What this task involves =>
Write the lines out again, from the top of the material to the line containing "соответствий для трансляции</div>", pictures excluded.

Data provided =>
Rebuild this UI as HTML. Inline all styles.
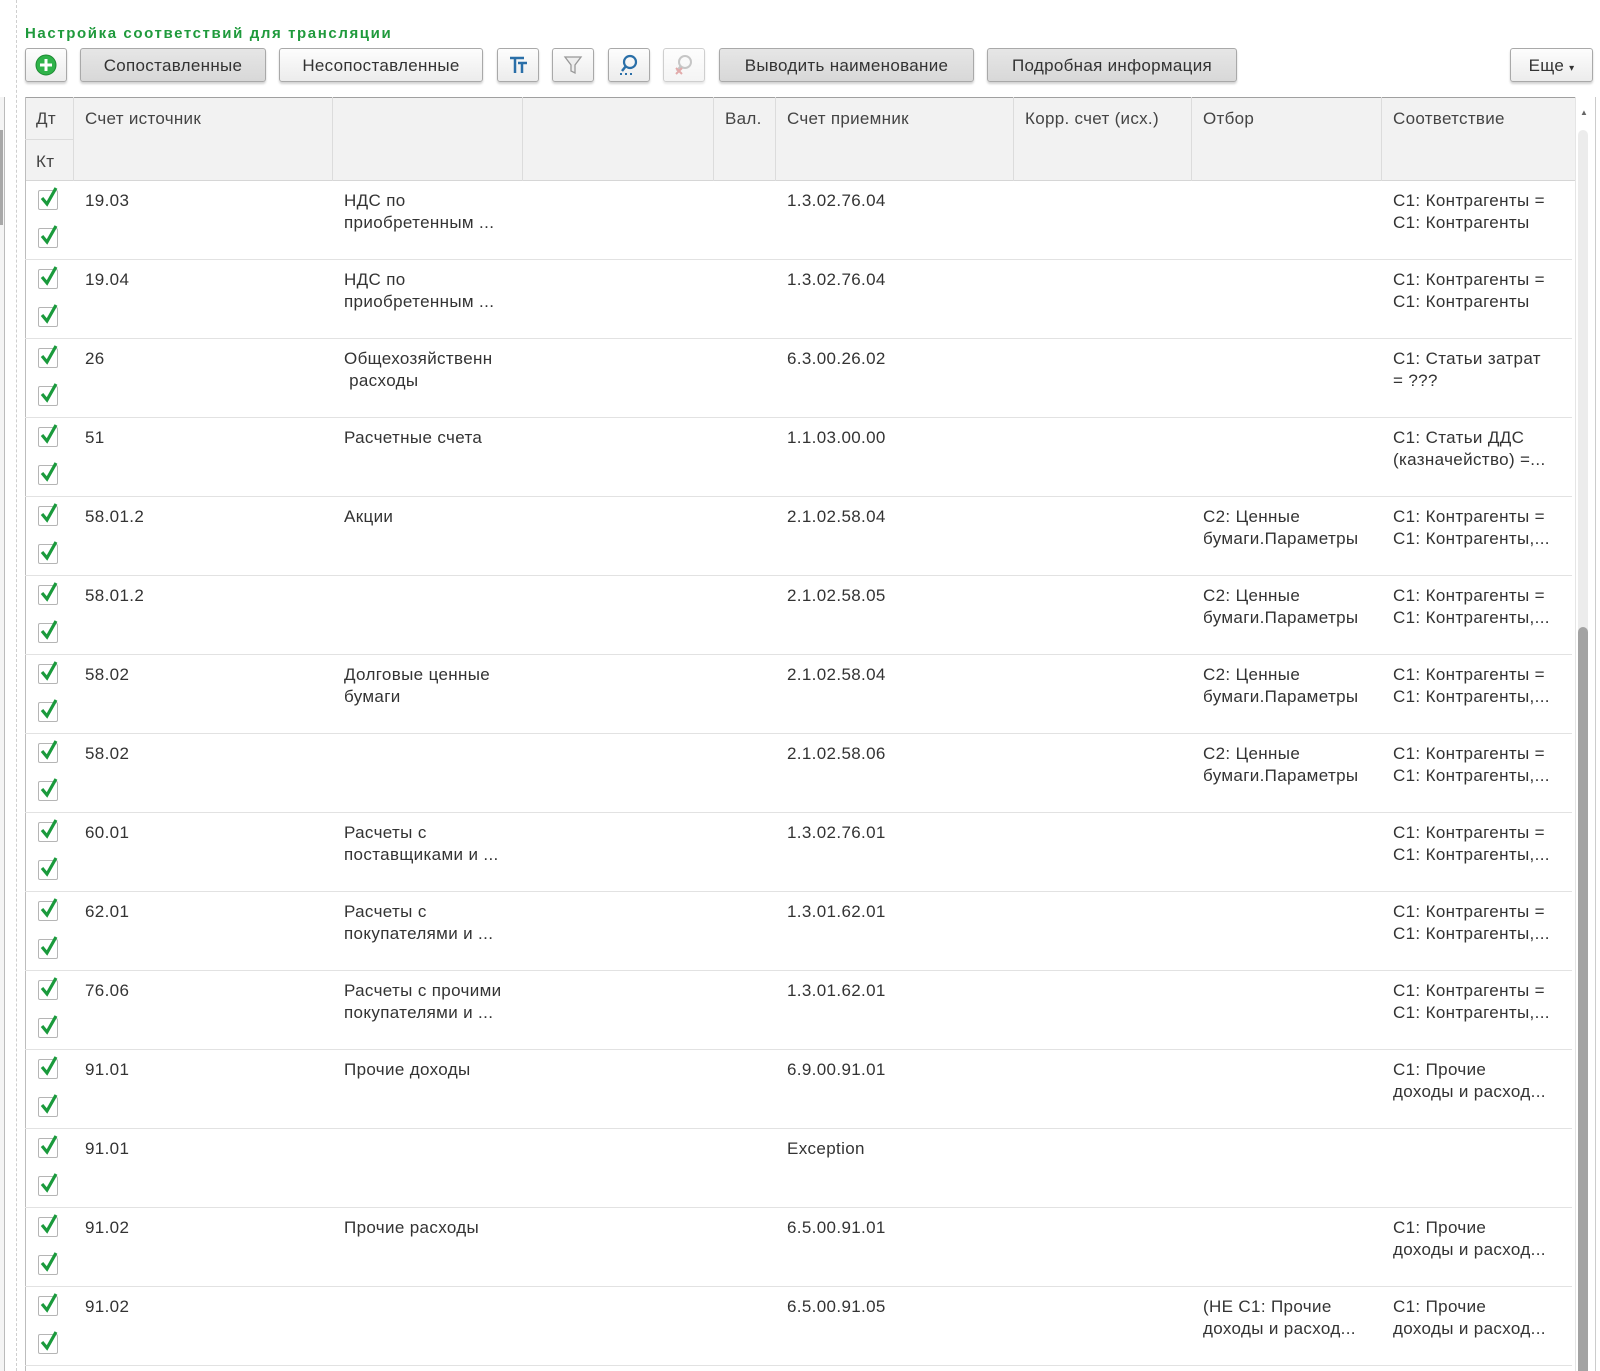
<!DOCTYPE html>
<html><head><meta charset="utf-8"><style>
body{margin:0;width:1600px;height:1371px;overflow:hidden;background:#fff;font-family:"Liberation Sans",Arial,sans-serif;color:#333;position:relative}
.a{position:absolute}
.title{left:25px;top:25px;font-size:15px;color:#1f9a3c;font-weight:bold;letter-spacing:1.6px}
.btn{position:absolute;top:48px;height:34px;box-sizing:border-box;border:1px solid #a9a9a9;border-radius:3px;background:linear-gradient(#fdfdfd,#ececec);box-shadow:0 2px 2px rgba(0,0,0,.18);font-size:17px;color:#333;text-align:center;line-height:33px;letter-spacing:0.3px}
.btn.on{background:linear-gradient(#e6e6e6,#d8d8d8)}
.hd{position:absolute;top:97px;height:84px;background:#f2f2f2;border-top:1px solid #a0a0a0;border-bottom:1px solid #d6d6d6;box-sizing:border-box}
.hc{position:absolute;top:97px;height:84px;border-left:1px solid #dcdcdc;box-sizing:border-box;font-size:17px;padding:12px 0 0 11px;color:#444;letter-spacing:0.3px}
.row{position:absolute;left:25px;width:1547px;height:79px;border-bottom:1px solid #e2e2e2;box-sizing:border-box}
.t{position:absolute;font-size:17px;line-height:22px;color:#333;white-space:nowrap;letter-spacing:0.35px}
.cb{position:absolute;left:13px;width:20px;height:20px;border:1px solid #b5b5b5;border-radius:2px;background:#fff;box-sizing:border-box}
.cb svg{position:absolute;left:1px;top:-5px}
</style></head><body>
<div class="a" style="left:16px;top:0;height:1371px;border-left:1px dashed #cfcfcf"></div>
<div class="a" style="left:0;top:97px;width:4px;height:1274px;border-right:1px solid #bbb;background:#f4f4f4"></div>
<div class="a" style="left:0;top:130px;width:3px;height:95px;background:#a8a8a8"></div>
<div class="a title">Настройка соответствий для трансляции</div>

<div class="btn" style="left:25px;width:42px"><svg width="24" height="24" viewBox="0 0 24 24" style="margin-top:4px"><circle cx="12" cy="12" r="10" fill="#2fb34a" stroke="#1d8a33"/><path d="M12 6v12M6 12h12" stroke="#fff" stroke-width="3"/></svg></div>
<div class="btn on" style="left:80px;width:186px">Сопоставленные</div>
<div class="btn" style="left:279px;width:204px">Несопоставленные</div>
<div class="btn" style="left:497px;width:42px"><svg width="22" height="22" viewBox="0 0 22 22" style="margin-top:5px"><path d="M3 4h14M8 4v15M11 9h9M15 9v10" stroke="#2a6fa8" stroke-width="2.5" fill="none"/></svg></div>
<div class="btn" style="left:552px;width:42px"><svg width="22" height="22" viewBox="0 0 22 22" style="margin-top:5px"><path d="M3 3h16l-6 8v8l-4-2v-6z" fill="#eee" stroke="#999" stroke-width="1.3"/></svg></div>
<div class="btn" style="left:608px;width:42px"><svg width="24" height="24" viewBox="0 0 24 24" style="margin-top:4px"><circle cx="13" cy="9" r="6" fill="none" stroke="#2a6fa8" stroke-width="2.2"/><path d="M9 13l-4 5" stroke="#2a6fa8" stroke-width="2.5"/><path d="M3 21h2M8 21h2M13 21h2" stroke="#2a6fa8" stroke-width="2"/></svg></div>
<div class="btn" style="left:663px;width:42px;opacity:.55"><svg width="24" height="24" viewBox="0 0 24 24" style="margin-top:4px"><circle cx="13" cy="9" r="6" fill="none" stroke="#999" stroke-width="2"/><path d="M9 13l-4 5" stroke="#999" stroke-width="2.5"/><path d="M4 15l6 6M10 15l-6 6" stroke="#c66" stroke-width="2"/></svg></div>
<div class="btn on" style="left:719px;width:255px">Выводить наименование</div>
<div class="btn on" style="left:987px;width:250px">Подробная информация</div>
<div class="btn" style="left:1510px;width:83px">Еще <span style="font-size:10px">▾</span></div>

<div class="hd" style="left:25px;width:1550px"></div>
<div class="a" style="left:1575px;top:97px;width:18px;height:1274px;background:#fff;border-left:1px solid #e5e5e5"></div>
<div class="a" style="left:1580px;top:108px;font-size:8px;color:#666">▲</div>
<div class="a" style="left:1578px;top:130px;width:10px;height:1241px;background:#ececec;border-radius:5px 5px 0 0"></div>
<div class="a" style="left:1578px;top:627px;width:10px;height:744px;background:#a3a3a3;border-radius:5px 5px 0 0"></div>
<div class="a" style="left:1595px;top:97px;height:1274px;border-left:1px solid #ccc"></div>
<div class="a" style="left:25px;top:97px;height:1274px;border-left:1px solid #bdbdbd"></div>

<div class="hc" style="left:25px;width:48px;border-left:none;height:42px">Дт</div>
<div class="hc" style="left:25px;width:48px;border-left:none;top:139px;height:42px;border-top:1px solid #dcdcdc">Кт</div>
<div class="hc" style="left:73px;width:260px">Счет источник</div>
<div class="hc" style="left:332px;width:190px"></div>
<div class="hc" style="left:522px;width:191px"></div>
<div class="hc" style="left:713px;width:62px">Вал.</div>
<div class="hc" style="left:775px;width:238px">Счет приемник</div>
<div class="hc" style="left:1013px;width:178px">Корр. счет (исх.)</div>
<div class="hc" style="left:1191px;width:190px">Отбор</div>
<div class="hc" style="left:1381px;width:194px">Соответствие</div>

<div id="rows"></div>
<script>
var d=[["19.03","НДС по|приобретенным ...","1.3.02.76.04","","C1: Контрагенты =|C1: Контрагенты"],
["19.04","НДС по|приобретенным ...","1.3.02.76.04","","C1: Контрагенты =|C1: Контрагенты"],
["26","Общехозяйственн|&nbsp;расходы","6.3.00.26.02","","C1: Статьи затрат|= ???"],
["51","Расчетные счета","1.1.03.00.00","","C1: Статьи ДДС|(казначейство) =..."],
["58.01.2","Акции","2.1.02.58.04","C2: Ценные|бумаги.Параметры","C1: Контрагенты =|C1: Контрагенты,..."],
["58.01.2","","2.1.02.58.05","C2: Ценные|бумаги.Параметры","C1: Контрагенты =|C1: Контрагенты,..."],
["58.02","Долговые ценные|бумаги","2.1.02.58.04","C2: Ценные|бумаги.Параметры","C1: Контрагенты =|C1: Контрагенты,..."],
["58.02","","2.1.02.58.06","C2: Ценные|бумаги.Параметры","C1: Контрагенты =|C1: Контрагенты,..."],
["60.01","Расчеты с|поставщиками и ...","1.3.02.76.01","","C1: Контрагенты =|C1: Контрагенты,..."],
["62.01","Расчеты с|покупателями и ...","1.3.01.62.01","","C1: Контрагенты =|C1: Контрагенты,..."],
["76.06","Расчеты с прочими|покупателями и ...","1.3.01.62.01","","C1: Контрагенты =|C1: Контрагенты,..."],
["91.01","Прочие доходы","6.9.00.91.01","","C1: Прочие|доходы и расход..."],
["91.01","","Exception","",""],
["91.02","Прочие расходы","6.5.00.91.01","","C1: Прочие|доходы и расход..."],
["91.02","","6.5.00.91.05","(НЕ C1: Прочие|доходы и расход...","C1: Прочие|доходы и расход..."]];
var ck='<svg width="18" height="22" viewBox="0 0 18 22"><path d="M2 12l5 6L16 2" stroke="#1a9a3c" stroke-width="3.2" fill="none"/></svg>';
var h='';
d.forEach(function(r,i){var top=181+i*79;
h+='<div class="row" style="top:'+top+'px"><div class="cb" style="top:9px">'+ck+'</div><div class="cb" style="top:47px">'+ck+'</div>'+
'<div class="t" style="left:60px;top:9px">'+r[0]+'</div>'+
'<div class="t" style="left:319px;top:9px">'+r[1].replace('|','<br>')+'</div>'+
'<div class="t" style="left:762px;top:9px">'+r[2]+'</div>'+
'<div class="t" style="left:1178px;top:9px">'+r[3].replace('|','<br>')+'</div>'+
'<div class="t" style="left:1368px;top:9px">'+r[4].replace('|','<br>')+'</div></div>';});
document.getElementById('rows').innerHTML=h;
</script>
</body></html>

Task output =>
Rebuild this UI as HTML. Inline all styles.
<!DOCTYPE html>
<html><head><meta charset="utf-8"><style>
body{margin:0;width:1600px;height:1371px;overflow:hidden;background:#fff;font-family:"Liberation Sans",Arial,sans-serif;color:#333;position:relative}
.a{position:absolute}
.title{left:25px;top:25px;font-size:15px;color:#1f9a3c;font-weight:bold;letter-spacing:1.6px}
.btn{position:absolute;top:48px;height:34px;box-sizing:border-box;border:1px solid #a9a9a9;border-radius:3px;background:linear-gradient(#fdfdfd,#ececec);box-shadow:0 2px 2px rgba(0,0,0,.18);font-size:17px;color:#333;text-align:center;line-height:33px;letter-spacing:0.3px}
.btn.on{background:linear-gradient(#e6e6e6,#d8d8d8)}
.hd{position:absolute;top:97px;height:84px;background:#f2f2f2;border-top:1px solid #a0a0a0;border-bottom:1px solid #d6d6d6;box-sizing:border-box}
.hc{position:absolute;top:97px;height:84px;border-left:1px solid #dcdcdc;box-sizing:border-box;font-size:17px;padding:12px 0 0 11px;color:#444;letter-spacing:0.3px}
.row{position:absolute;left:25px;width:1547px;height:79px;border-bottom:1px solid #e2e2e2;box-sizing:border-box}
.t{position:absolute;font-size:17px;line-height:22px;color:#333;white-space:nowrap;letter-spacing:0.35px}
.cb{position:absolute;left:13px;width:20px;height:20px;border:1px solid #b5b5b5;border-radius:2px;background:#fff;box-sizing:border-box}
.cb svg{position:absolute;left:1px;top:-5px}
</style></head><body>
<div class="a" style="left:16px;top:0;height:1371px;border-left:1px dashed #cfcfcf"></div>
<div class="a" style="left:0;top:97px;width:4px;height:1274px;border-right:1px solid #bbb;background:#f4f4f4"></div>
<div class="a" style="left:0;top:130px;width:3px;height:95px;background:#a8a8a8"></div>
<div class="a title">Настройка соответствий для трансляции</div>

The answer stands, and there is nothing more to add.